AYSO referees range in experience from beginners to very experienced.  Every year we train hundreds of new referees to help the kids with their games.  Beginners usually start with the youngest players and frequently work as an Assistant Referee before being in charge of a game as a Referee.  On the other end of the spectrum, several of America’s highest ranked referees started in AYSO and sometimes referee AYSO games.

Why you should become an AYSO Referee:

 We need you.  We can’t have games without referees.  More importantly, it’s rewarding.  Working with the kids is great fun.

Why don’t we pay our Referees?

 It doesn’t work.  AYSO is a low cost, volunteer driven program.  Even programs that do pay their referees have a chronic shortage.

How are AYSO Referees Trained?

Classes:

Every AYSO referee receives both classroom and on-the-field training.  In fact, referee training at any given level has more hours than coach training for that same level.  Every class addresses the Laws of the Game, psychological issues for players of various ages, and practical refereeing.  Each class also includes a test covering the Laws and course material.

Badge Levels:

New referees start with badges of Regional, U-8, or Assistant Referee.  With additional training, Referees move up to badge levels of Intermediate, Advanced, and National.

Mentoring:

All referees are encouraged to help each other.  This mentoring can be informal between members of a referee crew, or more formally arranged through a region’s referee management team.  Mentoring beginning referees is a major goal in every region.

Assessment:

Assessors review the work on the field of upper level referees as a part of each badge level upgrade.  The assessors are experienced referees trained in helping referees develop their skills in both game and player management.

Instructors

AYSO has an extensive Instructor training effort to assure that the teachers in our referee classes are the best available both with respect to referee skills and with respect to teaching capabilities.
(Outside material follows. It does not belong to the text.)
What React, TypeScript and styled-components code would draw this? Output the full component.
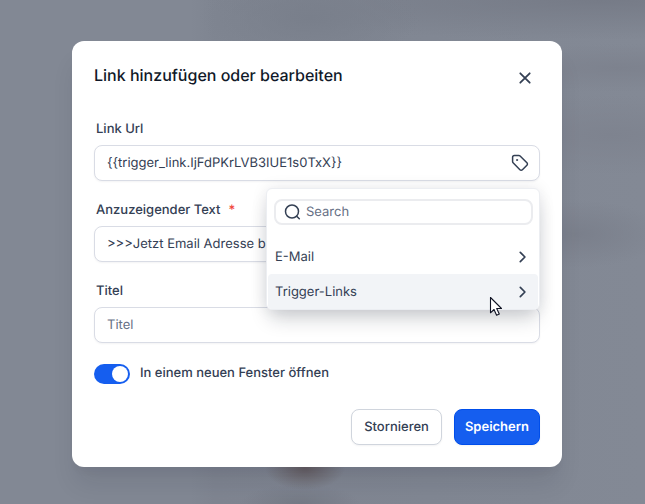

How are AYSO Referees Managed?

Recruiting:

Each year new referees are recruited in each region to replace retiring referees and to accommodate program growth.  Recruits are found at registration, games, through teams and otherwise.  The next step for a new recruit is training, as discussed above.

Scheduling:

Getting the right referees to the games is a major management task in every region.  Referees are encouraged to work a variety of player levels to facilitate their learning by seeing a range of game situations.

Development

As referees gain experience, each is encouraged to develop at his/her own pace.  The more a referee trains and develops, the better he/she will do on the field for the kids and generally, the more fun the referee will have on the field.

Quality Control:

Not everyone does a good job every time they take on a task.  Not everyone is well suited to refereeing in youth soccer.  While a referee’s authority at a field for a single game is final, the referee management team in every region is always interested in getting feedback to help identify referees that need additional mentoring, training, or reassignment.

History Of AYSO

The American Youth Soccer Organization (AYSO) was established in the Los Angeles area in 1964 with nine teams. It was the dream of a group of devoted soccer enthusiasts who started the organization in a garage. Today, AYSO has more than 50,000 teams and more than 650,000 players.